Connect Four next time. Monopoly: tester of relationship. Connect Four: untested at time of printing.

This afternoon I noticed I had eggs left over from my humungous tray of eggs (see previous posts). The expiry date says 'hurry up' so I made 60,000 meringues and a cake. Baking suspends old eggs between here and egg-valhalla. It should prevent food poisoning related sickness/death I think. So I am happy with meringues and cake. After noticing my near-dead eggs I cleaned out some other oft-ignored ingredients. The cake has lemon rind, sultanas and cinnamon.

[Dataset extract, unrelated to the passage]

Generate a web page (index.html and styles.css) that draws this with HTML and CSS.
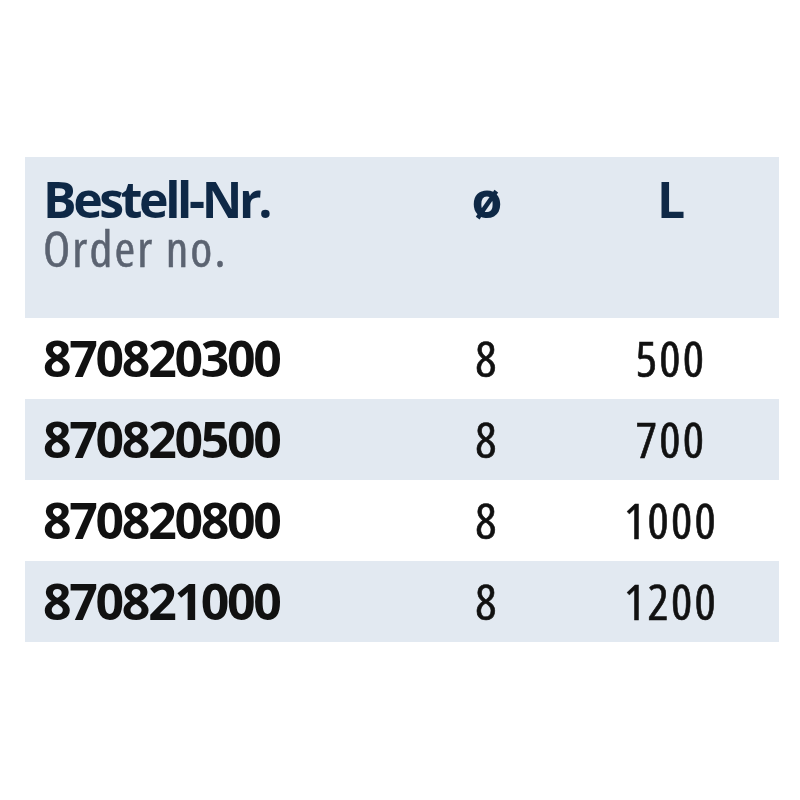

I decided against the curry powder.

Also on the weekend I further increased The Flatmates' suspicion that they are living with a crazy insane-lady. After being outside in the fresh air testing our relationship with Monopoly I re-entered the house where The Flatmates were slotted into the sofa watching the box and I said 'I need to open a window in here'.

Into the kitchen to put on the kettle

My brain starts to replay 'I need to open a window in here, I need to open a window in here...'

Have I offended The Flatmates by inadvertently implying they are stale as old eggs?

Have I committed flatting hate-crime?

Made dangerous enemies?

Here starts the nervous kitchen-pacing (imagine that scene from Vertigo where James Stewart's silhouette falls into a big red spiral of madness)

To correct this I burst Kramerishly back into the lounge and breathlessly apologise about the Terrible Window Insult. I explain I will happily close window. They smell daisy-fresh. In fact, they could be the nicest smelling flatmates in our suburb - or parts of unexplored South America even (embellishment is allowed when apologising).

Naturally this is met by six dead-fish-eyeballs on the sofa

FUCK I hate dead-fish-eyeballs

Dead-fish-eyeballs mean The Flatmates have no idea what I'm on about. Dead-fish-eyeballs mean I'm making a scene. Dead-fish-eyeballs mean they think I'm one tiny step off coating myself in maple syrup and proclaiming myself the Duchess of Pancakes.